Czy też tak macie, że jak jesteście w lokalu i zamawiacie jakieś danie, które Wam smakuje, to od razu zastanawiacie się jak się je robi ? Co tam jest, jakie składniki…? Ja to nazywam u siebie już chorobą kulinarną. Na blogu jest trochę takich dań inspirowanych tym co jadłam w lokalu.
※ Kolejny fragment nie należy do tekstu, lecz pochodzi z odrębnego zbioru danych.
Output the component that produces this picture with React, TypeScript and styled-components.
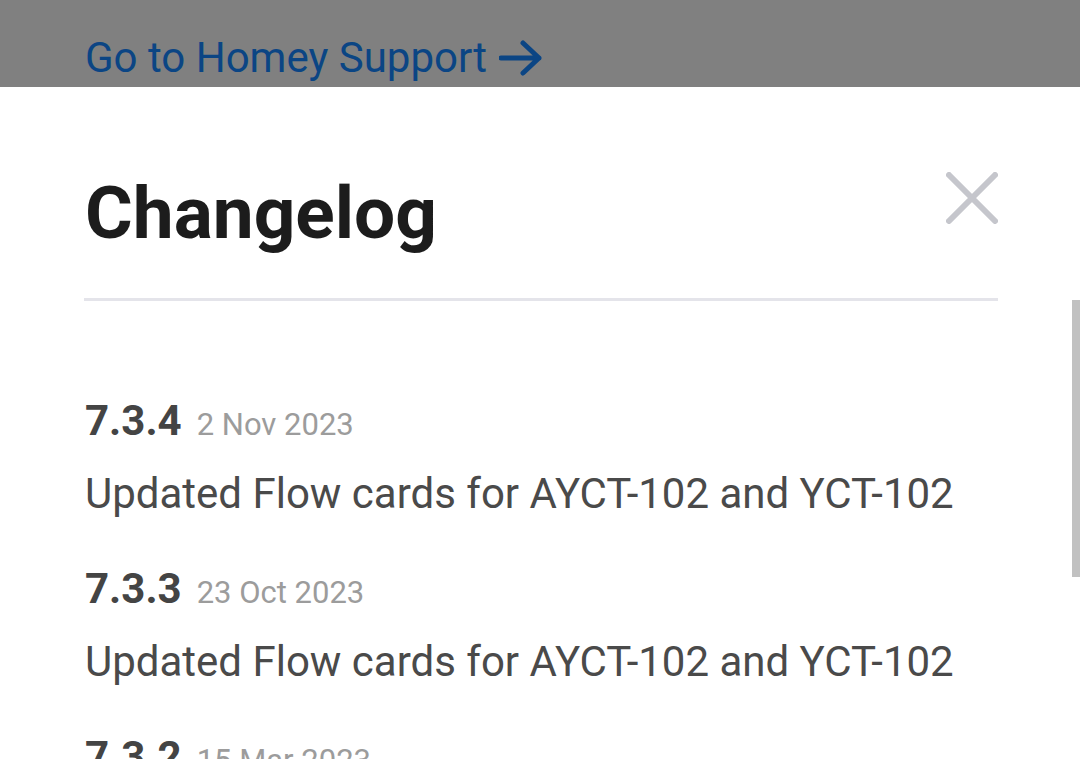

Do tych krewetek dodałam śmietanki, takiej jak do ubijania ale można dać mleczko kokosowe. Cukinia łagodzi pikanterię a kolendra i sok z limonki dopełniają smaku i aromatu. Pyszne danie na jesienno-zimową kolację.
Składniki:
500 g krewetek królewskich świeżych,
2 papryczki chili,
Kawałek imbiru – 2 cm,
2 łyżki zielonego curry,
1 średnia cukinia,
5 ząbków czosnku,
1 cebula,
Oliwa,
½ szklanki śmietanki 30 % lub mleczka kokosowego,
sól , pieprz do smaku
limonka, świeże listki kolendry
Przygotowanie:
Krewetki królewskie , świeże obieramy ze skorupek i myjemy.
Chili kroimy razem z pestkami w małe kawałki. Czosnek obieramy i kroimy w cieniutkie plasterki. Imbir obieramy i ścieramy na tarku. Cebulę kroimy w małą kostkę. Cukinię myjemy i kroimy w ćwiartki.
Na patelni rozgrzewamy oliwę, dodajemy czosnek, cebulę, cukinię. imbir i chilli. Mieszamy i dusimy chwilkę. Następnie dodajemy zielone curry, śmietankę/mleczko kokosowe, sól, pieprz i dusimy około 4 minut. Na koniec dodajemy krewetki i dusimy jeszcze około 4 minut, mieszając od czasu do czasu.
Podajemy krewetki z sokiem z limonki i świeżą kolendrą.